With all that life was teaching me, I still had not given up on expectations, which led to the biggest disillusionment of all…my divorce. Like many of my generation I had a long list of expectations about marriage, fidelity being top of the list. My soon-to-be-husband believed in total honesty, so announced early in our courtship that he believed monogamy was unnatural for both men and women. I didn’t want to hear him. Surely, he would change his mind once he was married to wonderful me. He didn’t.

I also expected my husband to be like my father. But he wasn’t. Neither was I like my mother. The two main characters proved to be ill-suited in certain basic ways, ‘though the partnership was not without its exciting and glorious moments.True, I hung in much too long, trying for thirty-three years to craft the ideal relationship. If he would only do this, everything would be OK. If I would only change that, everything would be OK. Certainly we could fix it if we just tried hard enough. Divorce was not included in my list of expectations.

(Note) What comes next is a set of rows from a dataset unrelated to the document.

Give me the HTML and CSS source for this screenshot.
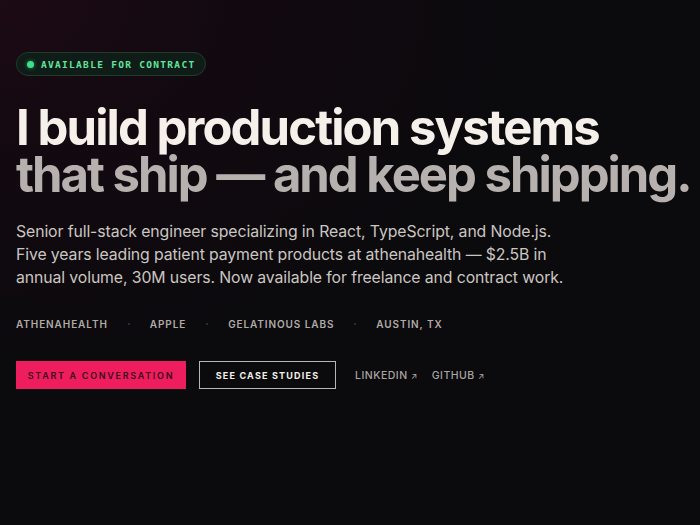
FILE: index.html
```html
<!DOCTYPE html>
<html lang="en">
<head>
<meta charset="utf-8">
<title>Hero</title>
<link rel="stylesheet" href="styles.css">
</head>
<body>
<main class="hero">
  <div class="badge"><span class="dot"></span><span class="badge-text">AVAILABLE FOR CONTRACT</span></div>
  <h1 class="title"><span class="l1">I build production systems</span><span class="l2">that ship — and keep shipping.</span></h1>
  <p class="lede">Senior full-stack engineer specializing in React, TypeScript, and Node.js. Five years leading patient payment products at athenahealth — $2.5B in annual volume, 30M users. Now available for freelance and contract work.</p>
  <ul class="facts">
    <li>ATHENAHEALTH</li>
    <li class="sep"></li>
    <li>APPLE</li>
    <li class="sep"></li>
    <li>GELATINOUS LABS</li>
    <li class="sep"></li>
    <li>AUSTIN, TX</li>
  </ul>
  <div class="actions">
    <a class="btn primary" href="#">START A CONVERSATION</a>
    <a class="btn outline" href="#">SEE CASE STUDIES</a>
    <a class="link" href="#">LINKEDIN <span class="arrow">↗</span></a>
    <a class="link" href="#">GITHUB <span class="arrow">↗</span></a>
  </div>
</main>
</body>
</html>
```
FILE: styles.css
```css
* { box-sizing: border-box; }
html, body { margin: 0; height: 100%; }
body {
  background: #0b0a0d;
  background-image: radial-gradient(ellipse 520px 360px at 0 0, #1c0a15 0%, rgba(23,9,18,0.6) 45%, rgba(11,10,13,0) 100%);
  color: #f4efe9;
  font-family: Inter, "Noto Sans", sans-serif;
  min-height: 525px;
}
.hero {
  padding: 52px 16px 0 16px;
  display: flex;
  flex-direction: column;
  align-items: flex-start;
}
.badge {
  display: flex;
  align-items: center;
  gap: 7px;
  height: 24px;
  padding: 0 10px 0 10px;
  border: 1px solid #1f3d2c;
  border-radius: 12px;
  background: #101c17;
}
.dot {
  width: 7px; height: 7px; border-radius: 50%;
  background: #3ee08a;
  box-shadow: 0 0 4px rgba(62,224,138,0.6);
}
.badge-text {
  font-family: "DejaVu Sans Mono", "Liberation Mono", monospace;
  font-weight: 700;
  font-size: 9.5px;
  letter-spacing: 1.3px;
  color: #62e59c;
}
.title {
  margin: 28px 0 0 0;
  font-weight: 700;
  font-size: 49px;
  line-height: 47px;
  letter-spacing: -1.9px;
  display: flex;
  flex-direction: column;
  white-space: nowrap;
}
.l1 { color: #f5f0ea; }
.l2 { color: #b6b1ae; letter-spacing: -2.0px; }
.lede {
  margin: 22px 0 0 0;
  max-width: 560px;
  font-size: 15.8px;
  line-height: 23px;
  color: #cbc6c1;
  letter-spacing: -0.1px;
}
.facts {
  list-style: none;
  margin: 29px 0 0 0;
  padding: 0;
  display: flex;
  align-items: center;
  gap: 20px;
  font-size: 10px;
  font-weight: 600;
  letter-spacing: 0.9px;
  color: #b0aba7;
}
.sep {
  width: 2px; height: 2px; border-radius: 50%;
  background: #3a3639;
}
.actions {
  margin-top: 31px;
  display: flex;
  align-items: center;
}
.btn {
  display: flex;
  align-items: center;
  justify-content: center;
  height: 28px;
  text-decoration: none;
  font-size: 9px;
  letter-spacing: 1.7px;
}
.primary {
  width: 170px;
  background: #ee1e5e;
  color: #3b0a1c;
  font-weight: 600;
}
.outline {
  width: 137px;
  margin-left: 13px;
  border: 1px solid #b9b5b2;
  color: #f4efe9;
  font-weight: 700;
  letter-spacing: 1.2px;
}
.link {
  color: #aaa5a1;
  text-decoration: none;
  font-size: 10.5px;
  font-weight: 500;
  letter-spacing: 0.5px;
  margin-left: 19px;
}
.link + .link { margin-left: 14px; }
.arrow { font-size: 8px; }
```
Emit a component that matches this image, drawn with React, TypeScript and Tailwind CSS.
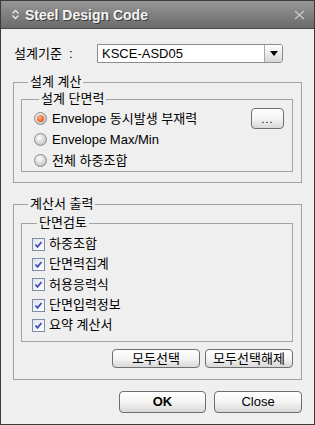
import React from 'react';

const font = { fontFamily: '"Liberation Sans", "Noto Sans CJK KR", sans-serif' };

function Radio({ checked, label }: { checked?: boolean; label: string }) {
  return (
    <div className="flex h-[21px] items-center gap-[5px]">
      <span className="flex h-[13px] w-[13px] items-center justify-center rounded-full border border-[#8a8a8a] bg-[radial-gradient(circle_at_40%_35%,#ffffff,#c8c8c8_70%,#a8a8a8)]">
        {checked && (
          <span className="h-[7px] w-[7px] rounded-full bg-[radial-gradient(circle_at_40%_35%,#ffb27a,#f05a1e_70%,#c83c10)]" />
        )}
      </span>
      <span>{label}</span>
    </div>
  );
}

function Check({ label }: { label: string }) {
  return (
    <div className="flex h-[20.3px] items-center gap-[4px]">
      <span className="flex h-[13px] w-[13px] items-center justify-center border border-[#7d8cab] bg-gradient-to-br from-[#dfe3ea] to-[#ffffff]">
        <svg width="9" height="9" viewBox="0 0 9 9">
          <path d="M1.5 4.5 L3.5 6.8 L7.5 2" fill="none" stroke="#3b4fc0" strokeWidth="1.8" />
        </svg>
      </span>
      <span>{label}</span>
    </div>
  );
}

function Btn({ children, className = '' }: { children: React.ReactNode; className?: string }) {
  return (
    <button
      className={`flex items-center justify-center rounded-[4px] border border-[#6f6f6f] bg-gradient-to-b from-[#ffffff] via-[#f4f4f4] to-[#d8d8d8] text-black ${className}`}
    >
      {children}
    </button>
  );
}

export default function App() {
  return (
    <div className="flex h-[425px] w-[315px] flex-col border border-[#3a3a3a] text-[13px] leading-[16px] text-black" style={font}>
      <div className="flex h-[28px] items-center border-b border-[#4a4a4a] bg-gradient-to-b from-[#979797] to-[#6b6b6b] pl-[10px] pr-[9px]">
        <svg width="9" height="11" viewBox="0 0 9 11" className="mr-[5px]">
          <path d="M1.5 4.5 L4.5 1.5 L7.5 4.5 M1.5 6.5 L4.5 9.5 L7.5 6.5" fill="none" stroke="#e6e6e6" strokeWidth="1.4" />
        </svg>
        <span className="text-[14px] font-bold text-[#f4f4f4] [text-shadow:1px_1px_0_#3a3a3a]">Steel Design Code</span>
        <span className="flex-1" />
        <svg width="11" height="10" viewBox="0 0 11 10">
          <path d="M1 1 L10 9 M10 1 L1 9" stroke="#c8c8c8" strokeWidth="1.3" />
        </svg>
      </div>

      <div className="flex flex-1 flex-col bg-[#efefef] px-[12px] pt-[15px]">
        <div className="flex h-[19px] items-center pl-px">
          <span className="w-[83px]">설계기준&nbsp;&nbsp;:</span>
          <div className="flex h-[19px] w-[186px] items-stretch rounded-r-[3px] border border-[#8c8c8c] bg-white">
            <span className="flex flex-1 items-center pl-[4px]">KSCE-ASD05</span>
            <span className="flex w-[18px] items-center justify-center rounded-r-[2px] border-l border-[#a8a8a8] bg-gradient-to-b from-[#ffffff] to-[#d6d6d6]">
              <svg width="8" height="5" viewBox="0 0 8 5">
                <path d="M0 0 H8 L4 5 Z" fill="#000" />
              </svg>
            </span>
          </div>
        </div>

        <fieldset className="mt-[11px] border border-[#a3a3a3] pb-[10px] pl-[7px] pr-[8px]">
          <legend className="ml-[7px] px-[2px]">설계 계산</legend>
          <fieldset className="mt-[1px] border border-[#a3a3a3] pl-[12px] pr-[8px]">
            <legend className="ml-[5px] px-[2px]">설계 단면력</legend>
            <div className="mt-[1px] flex items-center justify-between">
              <Radio checked label="Envelope 동시발생 부재력" />
              <Btn className="h-[21px] w-[33px] text-[11px] tracking-[1px]">...</Btn>
            </div>
            <Radio label="Envelope Max/Min" />
            <Radio label="전체 하중조합" />
          </fieldset>
        </fieldset>

        <fieldset className="mt-[13px] border border-[#a3a3a3] pb-[11px] pl-[7px] pr-[8px]">
          <legend className="ml-[7px] px-[2px]">계산서 출력</legend>
          <fieldset className="mt-[3px] border border-[#a3a3a3] pb-[6px] pl-[10px]">
            <legend className="ml-[5px] px-[2px]">단면검토</legend>
            <div className="pt-[3px]">
              <Check label="하중조합" />
              <Check label="단면력집계" />
              <Check label="허용응력식" />
              <Check label="단면입력정보" />
              <Check label="요약 계산서" />
            </div>
          </fieldset>
          <div className="mt-[7px] flex justify-end gap-[5px]">
            <Btn className="h-[19px] w-[88px]">모두선택</Btn>
            <Btn className="h-[19px] w-[88px]">모두선택해제</Btn>
          </div>
        </fieldset>

        <div className="mt-[11px] flex justify-end gap-[8px] pr-[0px]">
          <Btn className="h-[22px] w-[87px] font-bold">OK</Btn>
          <Btn className="h-[22px] w-[88px]">Close</Btn>
        </div>
      </div>
    </div>
  );
}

Over the years I’ve discovered some truths, which should have been obvious to me a long time ago and definitely would have helped my children and my marriage. You can only control or change yourself, and even that sometimes goes awry. You can try to influence the outcome of life, but more often than not setting up expectations for others dooms you to failure. Tend to yourself and let life flow and unfold. It can be amazing! And don’t try to determine the outcome. It just won’t work.